Replication of Tadesse et al. (2019)
This project reproduces the study “Detection of Depression-Related Posts in Reddit Social Media Forum”. Using scraped Reddit data and a mixture of linguistic feature sets, the goal is to classify whether a post is depression‑related.
Overview
The original paper built models using Empath psycholinguistic features, n‑gram frequencies, and LDA topic distributions. My replication follows the same steps and compares results; differences are discussed in the accompanying PDF.
Workflow
- Data preprocessing: raw posts were scraped from r/depression, r/breastcancer and other subreddits; text cleaned by removing usernames, punctuation and stopwords.
- Feature extraction: extracted unigram/ bigram counts, Empath category scores, and LDA topic vectors.
- Feature analysis: generated word clouds, correlation tables and TSNE plots to inspect the feature spaces.
- Model training: trained SVM and random forest classifiers; evaluated with accuracy, F1, precision and recall.
- Testing: unit tests cover preprocessing, extraction and training functions to ensure reproducibility.
Repository structure
- data/ raw, preprocessed, and feature datasets.
- data_preprocessing/ scraping and cleaning scripts.
- feature_extraction/ implementations for n‑grams, Empath and LDA.
- feature_analysis/ visualization scripts (word clouds, TSNE, etc).
- model_training/ training and evaluation code.
- test/ pytest suites for each component.
Skills showcased
Key findings
- Above‑chance classification was achieved; Empath features performed best, consistent with the original study.
- N‑gram models provided a strong baseline, while LDA topics were weaker predictors.

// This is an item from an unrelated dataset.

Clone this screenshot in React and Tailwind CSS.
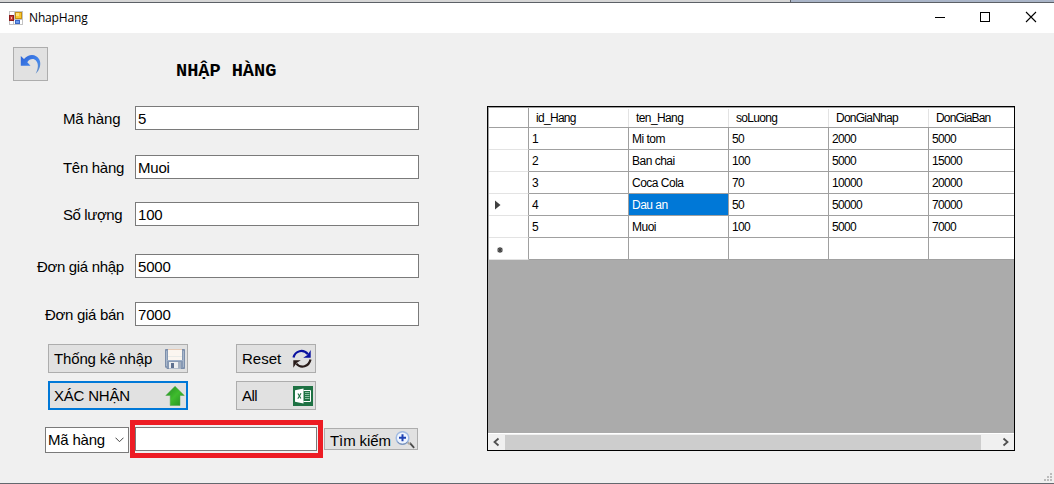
import React from "react";

const fields = [
  { label: "Mã hàng", value: "5", row: "mt-0", pad: "pl-[63px]", spacing: "tracking-[-0.15px]" },
  { label: "Tên hàng", value: "Muoi", row: "mt-[25px]", pad: "pl-[63px]", spacing: "tracking-[-0.3px]" },
  { label: "Số lượng", value: "100", row: "mt-[23px]", pad: "pl-[63px]", spacing: "tracking-[-0.4px]" },
  { label: "Đơn giá nhập", value: "5000", row: "mt-[28px]", pad: "pl-[37px]", spacing: "tracking-[-0.33px]" },
  { label: "Đơn giá bán", value: "7000", row: "mt-[24px]", pad: "pl-[45px]", spacing: "tracking-[-0.3px]" },
];

const columns = [
  { name: "id_Hang", style: "tracking-[-0.7px]" },
  { name: "ten_Hang", style: "tracking-[-0.6px]" },
  { name: "soLuong", style: "tracking-[-0.7px]" },
  { name: "DonGiaNhap", style: "tracking-[-0.75px]" },
  { name: "DonGiaBan", style: "tracking-[-0.85px]" },
];
const rows = [
  ["1", "Mi tom", "50", "2000", "5000"],
  ["2", "Ban chai", "100", "5000", "15000"],
  ["3", "Coca Cola", "70", "10000", "20000"],
  ["4", "Dau an", "50", "50000", "70000"],
  ["5", "Muoi", "100", "5000", "7000"],
  ["", "", "", "", ""],
];

function AppIcon() {
  return (
    <svg width="14" height="14" viewBox="0 0 14 14" shapeRendering="crispEdges">
      <rect width="14" height="14" fill="#c3c3c3" />
      <path d="M1 1h4v3H1zM1 10h3v3H1zM5 9h8v4H5z" fill="#fff" />
      <rect x="0" y="4" width="5" height="6" fill="#8e1b1b" />
      <rect x="1" y="5" width="3" height="4" fill="#c63b32" />
      <rect x="2" y="6" width="1" height="2" fill="#f7b0a0" />
      <rect x="6" y="1" width="7" height="7" fill="#c99010" />
      <rect x="7" y="2" width="5" height="5" fill="#f8c830" />
      <rect x="7" y="2" width="3" height="3" fill="#ffe27a" />
      <rect x="6" y="9" width="5" height="4" fill="#3b68c4" />
      <rect x="7" y="10" width="3" height="2" fill="#6e9cf0" />
    </svg>
  );
}

function UndoIcon() {
  return (
    <svg width="22" height="22" viewBox="0 0 22 22">
      <defs>
        <linearGradient id="undo" x1="0" y1="0" x2="1" y2="1">
          <stop offset="0" stopColor="#2d62d6" />
          <stop offset="0.6" stopColor="#4386ec" />
          <stop offset="1" stopColor="#6c8eb8" />
        </linearGradient>
      </defs>
      <path d="M.8 3v9.800h9.700L7.300 9.300C9.500 6 13.500 4.800 16.300 8c2.400 3 2 7.500-.6 12.800 4-3.400 5.900-9.800 3.600-14.200C16.200.8 9 .5 4 5.900z" fill="url(#undo)" />
    </svg>
  );
}

function FloppyIcon() {
  return (
    <svg width="20" height="20" viewBox="0 0 20 20">
      <path d="M.5.500h19v19H2L.5 18z" fill="#8799b4" stroke="#7c8eaa" />
      <path d="M1.500 2v15M18.500 2v16" stroke="#a8b7cb" />
      <rect x="3" y="0" width="14" height="11" fill="#fbf6f0" />
      <path d="M3 .5h14" stroke="#e6c9b4" />
      <path d="M3 7.500h14" stroke="#e9ebe8" />
      <path d="M2 11.500h16" stroke="#9fb0c8" />
      <rect x="4" y="13" width="12" height="6.500" fill="#eceef0" />
      <rect x="6" y="14" width="3" height="5" fill="#5f7190" />
      <rect x="13" y="13" width="3" height="6.500" fill="#a3afc0" />
    </svg>
  );
}

function RefreshIcon() {
  return (
    <svg width="20" height="20" viewBox="0 0 20 20">
      <path d="M1.500 8.500C3.200 1.700 11 -.4 16 5.200" fill="none" stroke="#0b12a0" strokeWidth="2.200" />
      <path d="M18.700 1v7.700H11.200l4.300-2.800z" fill="#0b12a0" />
      <path d="M18.500 10.500C17 17.600 9 20 4.300 14.600" fill="none" stroke="#291c1a" strokeWidth="2.200" />
      <path d="M1.300 18.700V11.300h7.500L4.500 14z" fill="#291c1a" />
    </svg>
  );
}

function UpArrowIcon() {
  return (
    <svg width="20" height="20" viewBox="0 0 20 20">
      <defs>
        <linearGradient id="up" x1="0" y1="0" x2="1" y2="1">
          <stop offset="0" stopColor="#228b22" />
          <stop offset="0.500" stopColor="#3fbc2d" />
          <stop offset="1" stopColor="#218c22" />
        </linearGradient>
      </defs>
      <path d="M10 .3 19.300 9.500H15V19.500H5.200V9.500H.8z" fill="url(#up)" stroke="#4da24a" strokeWidth=".5" />
    </svg>
  );
}

function ExcelIcon() {
  return (
    <svg width="20" height="20" viewBox="0 0 20 20">
      <rect width="20" height="20" fill="#1f7244" />
      <path d="M2 4.300 10.500 2.500v15L2 15.700z" fill="#fff" />
      <path d="M10.500 4.500H17.500v11h-7" fill="none" stroke="#fff" strokeWidth="1" />
      <path d="M12 6.500h4.500M12 8.500h4.500M12 10.500h4.500M12 12.500h4.500" stroke="#a7d3b9" strokeWidth=".8" />
      <path d="m4.900 7.500 3 5M8 7.200l-3.200 5.500" stroke="#1f7244" strokeWidth="1.100" />
    </svg>
  );
}

function SearchIcon() {
  return (
    <svg className="mt-px" width="20" height="18" viewBox="0 0 20 18">
      <path d="m14 12.500 1.500-1.200 4.300 4.900-1.300 1.200z" fill="#4a4a4a" />
      <path d="m12.300 11 2.500 2.300" stroke="#b0a89e" strokeWidth="2.200" />
      <circle cx="7.500" cy="7" r="6.300" fill="#eff5fe" stroke="#a3bce2" strokeWidth="1.500" />
      <path d="M2.500 11a6.500 6.500 0 0 0 10 0" fill="none" stroke="#6f87ae" strokeWidth="1" />
      <path d="M7.500 3.200v7M4 6.700h7" stroke="#1f43b4" strokeWidth="2" />
    </svg>
  );
}

function TitleBar() {
  return (
    <header className="flex h-[30px] items-center bg-white pl-[9px]">
      <AppIcon />
      <span className="ml-[6px] font-['Open_Sans',sans-serif] text-[12px] leading-[16px] tracking-[-0.15px]">NhapHang</span>
      <div className="ml-auto flex h-full items-center">
        <svg width="119" height="30" viewBox="0 0 119 30" fill="none" stroke="#000" shapeRendering="crispEdges">
          <path d="M0 14.500h10" />
          <rect x="45.500" y="9.500" width="9" height="9" />
          <path d="m91 9 10 10M101 9 91 19" shapeRendering="auto" strokeWidth="1.100" />
        </svg>
      </div>
    </header>
  );
}

function Button({ children, icon, className }) {
  return (
    <button className={`flex items-center justify-between border bg-[#e1e1e1] text-left whitespace-nowrap ${className}`}>
      <span>{children}</span>
      {icon}
    </button>
  );
}

function FormPanel() {
  return (
    <section className="w-[487px] shrink-0 text-[15px] leading-[18px]">
      <div className="flex h-[73px] pt-[14px] pl-[13px]">
        <button className="flex h-[34px] w-[35px] items-center justify-center border border-[#adadad] bg-[#e1e1e1]">
          <UndoIcon />
        </button>
        <h1 className="mt-[14px] ml-[128px] font-['Liberation_Mono',monospace] text-[18.67px] leading-[20px] font-bold tracking-[-0.05px] whitespace-pre">NHẬP HÀNG</h1>
      </div>
      {fields.map((f) => (
        <div key={f.label} className={`flex h-6 ${f.row}`}>
          <label className={`w-[135px] shrink-0 pt-[4px] whitespace-nowrap ${f.pad} ${f.spacing}`}>{f.label}</label>
          <div className="w-[284px] border border-[#7a7a7a] bg-white pt-[3px] pl-[2px] tracking-[-0.2px]">{f.value}</div>
        </div>
      ))}
      <div className="mt-[18px] grid grid-cols-[140px_80px] gap-x-[48px] gap-y-2 pl-[48px]">
        <Button icon={<FloppyIcon />} className="h-[29px] border-[#adadad] pr-[2px] pl-[5px] tracking-[-0.15px]">Thống kê nhập</Button>
        <Button icon={<RefreshIcon />} className="h-[29px] border-[#adadad] pr-[3px] pl-[5px]">Reset</Button>
        <Button icon={<UpArrowIcon />} className="h-[29px] border-2 border-[#0078d7] pr-[1px] pl-[4px] tracking-[-0.2px]">XÁC NHẬN</Button>
        <Button icon={<ExcelIcon />} className="h-[29px] border-[#adadad] pr-[2px] pl-[5px] tracking-[-0.5px]">All</Button>
      </div>
      <div className="mt-[10px] flex pl-[45px]">
        <div className="mt-[7px] flex h-[26px] w-[84px] items-center justify-between border border-[#7a7a7a] bg-white pr-[4px] pl-[2px]">
          <span className="tracking-[-0.2px] whitespace-nowrap">Mã hàng</span>
          <svg width="9" height="6" viewBox="0 0 9 6" fill="none" stroke="#444"><path d="m.5.7 4 4 4-4" /></svg>
        </div>
        <div className="ml-px h-[38px] w-[193px] border-5 border-[#ed1c24] pt-[2px] pr-px">
          <div className="h-6 border border-[#7a7a7a] bg-white" />
        </div>
        <Button icon={<SearchIcon />} className="mt-2 ml-px h-[22px] w-[94px] border-[#adadad] pr-[2px] pl-[5px] tracking-[-0.1px] [&>span]:translate-y-[2px]">Tìm kiếm</Button>
      </div>
    </section>
  );
}

function DataGrid() {
  return (
    <section className="mt-[73px] flex h-[345px] w-[528px] flex-col border border-black bg-[#ababab] text-[12px] leading-[14px]">
      <div className="w-full overflow-hidden border-t border-l border-[#a0a0a0] bg-white">
        <div className="flex w-[540px]">
          <div className="h-5 w-10 shrink-0 border-r border-b border-[#a0a0a0]" />
          {columns.map((c) => (
            <div key={c.name} className="flex h-5 w-[100px] shrink-0 border-b border-[#a0a0a0]">
              <span className={`w-[99px] pt-[3px] pl-[7px] ${c.style}`}>{c.name}</span>
              <i className="mt-px h-[18px] w-px bg-[#e3e3e3]" />
            </div>
          ))}
        </div>
        {rows.map((row, i) => (
          <div key={i} className="flex w-[540px]">
            <div className="flex h-[22px] w-10 shrink-0 items-center border-r border-r-[#a0a0a0] border-b border-b-[#e3e3e3]">
              {i === 3 && <svg className="mt-px ml-[6px]" width="6" height="10" viewBox="0 0 6 10"><path d="M0 .5v9L5.500 5z" fill="#404040" /></svg>}
              {i === 5 && <svg className="mt-[3px] ml-[8px]" width="6" height="6" viewBox="0 0 6 6"><path d="M3 0v6M0 3h6M.8.8l4.400 4.400M5.200.8.800 5.200" stroke="#404040" strokeWidth="1.200" /></svg>}
            </div>
            {row.map((cell, j) => (
              <div key={j} className={`h-[22px] w-[100px] shrink-0 border-r border-b border-[#a0a0a0] pt-[4px] pl-[3px] ${j === 1 ? "tracking-[-0.5px]" : "tracking-[-0.65px]"} ${i === 3 && j === 1 ? "bg-[#0078d7] text-white" : ""}`}>{cell}</div>
            ))}
          </div>
        ))}
      </div>
      <div className="mt-auto flex h-[17px] items-center border-t border-white bg-[#f0f0f0]">
        <svg width="17" height="16" viewBox="0 0 17 16" fill="none" stroke="#505050" strokeWidth="1.800"><path d="m10.500 4.500-4 3.500 4 3.500" /></svg>
        <div className="h-[15px] w-[476px] bg-[#cdcdcd]" />
        <svg className="ml-auto" width="17" height="16" viewBox="0 0 17 16" fill="none" stroke="#505050" strokeWidth="1.800"><path d="m6.500 4.500 4 3.500-4 3.500" /></svg>
      </div>
    </section>
  );
}

export default function App() {
  return (
    <div className="flex h-[484px] w-[1054px] flex-col overflow-hidden bg-[#f0f0f0] font-['Liberation_Sans',Arial,sans-serif] text-black">
      <div className="flex h-[3px] shrink-0 border-b border-[#5c6066]">
        <div className="w-[791px] border-r border-[#5c6066] bg-[#d6d6d6]" />
        <div className="flex-1 bg-[#aab5c8]" />
      </div>
      <TitleBar />
      <main className="flex flex-1 border-b border-[#63686e]">
        <FormPanel />
        <DataGrid />
        <div className="flex flex-1 items-end justify-end pr-[2px] pb-[2px]">
          <svg width="8" height="8" viewBox="0 0 8 8" fill="#bcbcbc"><path d="M6 0h2v2H6zM3 3h2v2H3zM6 3h2v2H6zM0 6h2v2H0zM3 6h2v2H3zM6 6h2v2H6z" /></svg>
        </div>
      </main>
    </div>
  );
}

- Reproduction highlighted how preprocessing choices and dataset updates can shift results.
- Automated tests and clear directory layout made the replication process reasonably smooth.
Model performance comparison
The table compares classification accuracy from Tadesse et al. (2019) with this replication. It focuses on SVM results for direct comparability, though AdaBoost and other models also performed strongly. Note: the original paper used LIWC2015 to categorize words into psycholinguistic categories, while this replication used Empath as a comparable alternative.
| Feature set | Original accuracy | Replication accuracy |
|---|---|---|
| Empath | 0.74 | 0.6819 |
| Latent Dirichlet Allocation (LDA) | 0.72 | 0.7073 |
| Unigrams | 0.70 | 0.9255 |
| Bigrams | 0.80 | 0.6819 |
| Empath + LDA + Unigrams | 0.79 | 0.9188 |
| Empath + LDA + Bigrams | 0.90 | 0.9966 |
Feature visualizations highlight lexical differences:
Complete code, data and the replication report are available on GitHub.
References & dependencies
The original paper is:
M. M. Tadesse, H. Lin, B. Xu, and L. Yang, “Detection of Depression-Related Posts in Reddit Social Media Forum,” IEEE Access, vol. 7, pp. 44883–44893, 2019.
Key libraries used in the replication include nltk, scikit-learn, Empath, gensim, and pytest (plus ruff/mypy for linting).